* _EXERCISE DIRECTIONS_:
Nothing in the data should change when you return it, but leave the pictures out.

* _PROVIDED DATA_:
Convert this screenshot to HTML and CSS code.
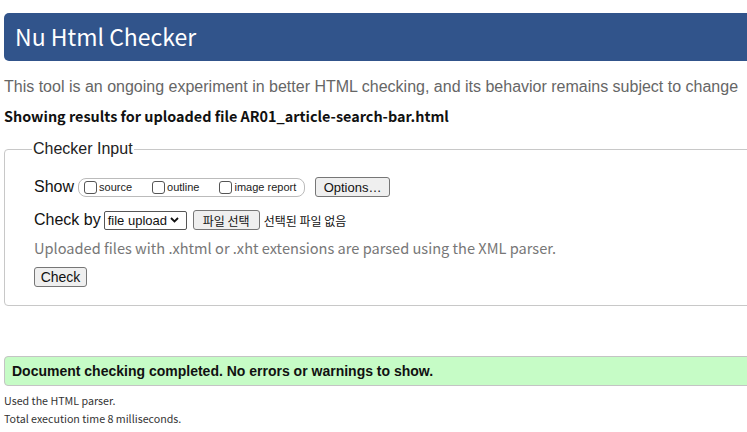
FILE: index.html
```html
<!DOCTYPE html>
<html>
<head>
<meta charset="utf-8">
<link rel="stylesheet" href="styles.css">
</head>
<body>
<div class="page">
  <h1 class="title">Nu Html Checker</h1>
  <p class="intro">This tool is an ongoing experiment in better HTML checking, and its behavior remains subject to change</p>
  <p class="showing">Showing results for uploaded file AR01_article-search-bar.html</p>
  <fieldset class="input">
    <legend class="legend">Checker Input</legend>
    <div class="row row-show">
      <span class="label">Show</span>
      <span class="opts">
        <label class="opt"><span class="cb"></span>source</label>
        <label class="opt"><span class="cb"></span>outline</label>
        <label class="opt"><span class="cb"></span>image report</label>
      </span>
      <span class="btn btn-options">Options…</span>
    </div>
    <div class="row row-by">
      <span class="label">Check by</span>
      <span class="select">file upload<svg class="chev" width="9" height="6" viewBox="0 0 9 6"><path d="M1 1 L4.5 4.5 L8 1" fill="none" stroke="#111" stroke-width="1.8"/></svg></span>
      <span class="btn btn-file">파일 선택</span>
      <span class="nofile">선택된 파일 없음</span>
    </div>
    <p class="hint">Uploaded files with .xhtml or .xht extensions are parsed using the XML parser.</p>
    <div class="row"><span class="btn btn-check">Check</span></div>
  </fieldset>
  <p class="success">Document checking completed. No errors or warnings to show.</p>
  <p class="meta meta-first">Used the HTML parser.</p>
  <p class="meta">Total execution time 8 milliseconds.</p>
</div>
</body>
</html>
```
FILE: styles.css
```css
html, body { margin: 0; padding: 0; background: #fff; overflow: hidden; }
.page {
  width: 800px;
  padding: 13px 0 0 4px;
  display: flex;
  flex-direction: column;
  font-family: "Liberation Sans", Arial, sans-serif;
  color: #222;
}
.title {
  margin: 0;
  height: 48px;
  line-height: 47px;
  background: #31548b;
  color: #fff;
  border-radius: 5px;
  padding-left: 11px;
  font-family: "Noto Sans CJK KR", "Noto Sans", sans-serif;
  font-weight: 400;
  font-size: 23px;
}
.intro {
  margin: 17px 0 0;
  font-size: 16px;
  line-height: 18px;
  color: #666;
}
.showing {
  margin: 10px 0 0;
  font-family: "Noto Sans CJK KR", "Noto Sans", sans-serif;
  font-weight: 700;
  font-size: 14.4px;
  line-height: 20px;
  color: #111;
}
.input {
  margin: 14px 0 0;
  border: 1px solid #c8c8c8;
  border-radius: 4px;
  padding: 19px 0 18px 29px;
  min-width: 0;
}
.legend {
  margin-left: -2px;
  padding: 0 1px;
  font-size: 16px;
  line-height: 18px;
  color: #222;
}
.row {
  display: flex;
  align-items: center;
}
.label { font-size: 16px; color: #111; }
.row-show { height: 20px; }
.opts {
  margin-left: 4px;
  height: 19px;
  width: 227px;
  border: 1px solid #bbb;
  border-radius: 8px;
  display: flex;
  align-items: center;
  padding-left: 5px;
  box-sizing: border-box;
}
.opt {
  display: flex;
  align-items: center;
  font-size: 11px;
  color: #222;
  margin-right: 20px;
}
.opt:last-child { margin-right: 0; }
.cb {
  width: 13px;
  height: 13px;
  border: 1px solid #555;
  border-radius: 3px;
  margin-right: 2px;
  box-sizing: border-box;
}
.btn {
  display: inline-flex;
  align-items: center;
  justify-content: center;
  border: 1px solid #767676;
  border-radius: 3px;
  background: #efefef;
  color: #111;
  box-sizing: border-box;
  height: 20px;
}
.btn-options { margin-left: 10px; width: 75px; font-size: 13px; }
.row-by { margin-top: 13px; height: 20px; }
.select {
  margin-left: 3px;
  width: 83px;
  height: 19px;
  border: 1px solid #555;
  border-radius: 2px;
  box-sizing: border-box;
  font-size: 13px;
  display: flex;
  align-items: center;
  padding-left: 3px;
  color: #111;
}
.chev { margin-left: 3px; }
.btn-file {
  margin-left: 6px;
  width: 67px;
  font-family: "Noto Sans CJK KR", sans-serif;
  font-size: 12px;
}
.nofile {
  margin-left: 4px;
  font-family: "Noto Sans CJK KR", sans-serif;
  font-size: 12px;
  color: #111;
}
.hint {
  margin: 8px 0 9px;
  font-family: "Noto Sans CJK KR", "Noto Sans", sans-serif;
  font-size: 14.6px;
  line-height: 20px;
  color: #777;
}
.btn-check { width: 53px; font-size: 14px; }
.success {
  margin: 50px 0 0;
  height: 30px;
  box-sizing: border-box;
  background: #c6fcc6;
  border: 1px solid #c4c4c4;
  border-radius: 4px;
  padding-left: 7px;
  display: flex;
  align-items: center;
  font-weight: 700;
  font-size: 14px;
  color: #111;
}
.meta {
  margin: 5px 0 0;
  font-family: "Noto Sans CJK KR", "Noto Sans", sans-serif;
  font-size: 10.7px;
  line-height: 13px;
  color: #333;
}
.meta-first { margin-top: 8px; }
```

* _COMPLETED TASK_:
Convert this screenshot to HTML and CSS code.
FILE: index.html
```html
<!DOCTYPE html>
<html>
<head>
<meta charset="utf-8">
<link rel="stylesheet" href="styles.css">
</head>
<body>
<div class="page">
  <h1 class="title">Nu Html Checker</h1>
  <p class="intro">This tool is an ongoing experiment in better HTML checking, and its behavior remains subject to change</p>
  <p class="showing">Showing results for uploaded file AR01_article-search-bar.html</p>
  <fieldset class="input">
    <legend class="legend">Checker Input</legend>
    <div class="row row-show">
      <span class="label">Show</span>
      <span class="opts">
        <label class="opt"><span class="cb"></span>source</label>
        <label class="opt"><span class="cb"></span>outline</label>
        <label class="opt"><span class="cb"></span>image report</label>
      </span>
      <span class="btn btn-options">Options…</span>
    </div>
    <div class="row row-by">
      <span class="label">Check by</span>
      <span class="select">file upload<svg class="chev" width="9" height="6" viewBox="0 0 9 6"><path d="M1 1 L4.5 4.5 L8 1" fill="none" stroke="#111" stroke-width="1.8"/></svg></span>
      <span class="btn btn-file">파일 선택</span>
      <span class="nofile">선택된 파일 없음</span>
    </div>
    <p class="hint">Uploaded files with .xhtml or .xht extensions are parsed using the XML parser.</p>
    <div class="row"><span class="btn btn-check">Check</span></div>
  </fieldset>
  <p class="success">Document checking completed. No errors or warnings to show.</p>
  <p class="meta meta-first">Used the HTML parser.</p>
  <p class="meta">Total execution time 8 milliseconds.</p>
</div>
</body>
</html>
```
FILE: styles.css
```css
html, body { margin: 0; padding: 0; background: #fff; overflow: hidden; }
.page {
  width: 800px;
  padding: 13px 0 0 4px;
  display: flex;
  flex-direction: column;
  font-family: "Liberation Sans", Arial, sans-serif;
  color: #222;
}
.title {
  margin: 0;
  height: 48px;
  line-height: 47px;
  background: #31548b;
  color: #fff;
  border-radius: 5px;
  padding-left: 11px;
  font-family: "Noto Sans CJK KR", "Noto Sans", sans-serif;
  font-weight: 400;
  font-size: 23px;
}
.intro {
  margin: 17px 0 0;
  font-size: 16px;
  line-height: 18px;
  color: #666;
}
.showing {
  margin: 10px 0 0;
  font-family: "Noto Sans CJK KR", "Noto Sans", sans-serif;
  font-weight: 700;
  font-size: 14.4px;
  line-height: 20px;
  color: #111;
}
.input {
  margin: 14px 0 0;
  border: 1px solid #c8c8c8;
  border-radius: 4px;
  padding: 19px 0 18px 29px;
  min-width: 0;
}
.legend {
  margin-left: -2px;
  padding: 0 1px;
  font-size: 16px;
  line-height: 18px;
  color: #222;
}
.row {
  display: flex;
  align-items: center;
}
.label { font-size: 16px; color: #111; }
.row-show { height: 20px; }
.opts {
  margin-left: 4px;
  height: 19px;
  width: 227px;
  border: 1px solid #bbb;
  border-radius: 8px;
  display: flex;
  align-items: center;
  padding-left: 5px;
  box-sizing: border-box;
}
.opt {
  display: flex;
  align-items: center;
  font-size: 11px;
  color: #222;
  margin-right: 20px;
}
.opt:last-child { margin-right: 0; }
.cb {
  width: 13px;
  height: 13px;
  border: 1px solid #555;
  border-radius: 3px;
  margin-right: 2px;
  box-sizing: border-box;
}
.btn {
  display: inline-flex;
  align-items: center;
  justify-content: center;
  border: 1px solid #767676;
  border-radius: 3px;
  background: #efefef;
  color: #111;
  box-sizing: border-box;
  height: 20px;
}
.btn-options { margin-left: 10px; width: 75px; font-size: 13px; }
.row-by { margin-top: 13px; height: 20px; }
.select {
  margin-left: 3px;
  width: 83px;
  height: 19px;
  border: 1px solid #555;
  border-radius: 2px;
  box-sizing: border-box;
  font-size: 13px;
  display: flex;
  align-items: center;
  padding-left: 3px;
  color: #111;
}
.chev { margin-left: 3px; }
.btn-file {
  margin-left: 6px;
  width: 67px;
  font-family: "Noto Sans CJK KR", sans-serif;
  font-size: 12px;
}
.nofile {
  margin-left: 4px;
  font-family: "Noto Sans CJK KR", sans-serif;
  font-size: 12px;
  color: #111;
}
.hint {
  margin: 8px 0 9px;
  font-family: "Noto Sans CJK KR", "Noto Sans", sans-serif;
  font-size: 14.6px;
  line-height: 20px;
  color: #777;
}
.btn-check { width: 53px; font-size: 14px; }
.success {
  margin: 50px 0 0;
  height: 30px;
  box-sizing: border-box;
  background: #c6fcc6;
  border: 1px solid #c4c4c4;
  border-radius: 4px;
  padding-left: 7px;
  display: flex;
  align-items: center;
  font-weight: 700;
  font-size: 14px;
  color: #111;
}
.meta {
  margin: 5px 0 0;
  font-family: "Noto Sans CJK KR", "Noto Sans", sans-serif;
  font-size: 10.7px;
  line-height: 13px;
  color: #333;
}
.meta-first { margin-top: 8px; }
```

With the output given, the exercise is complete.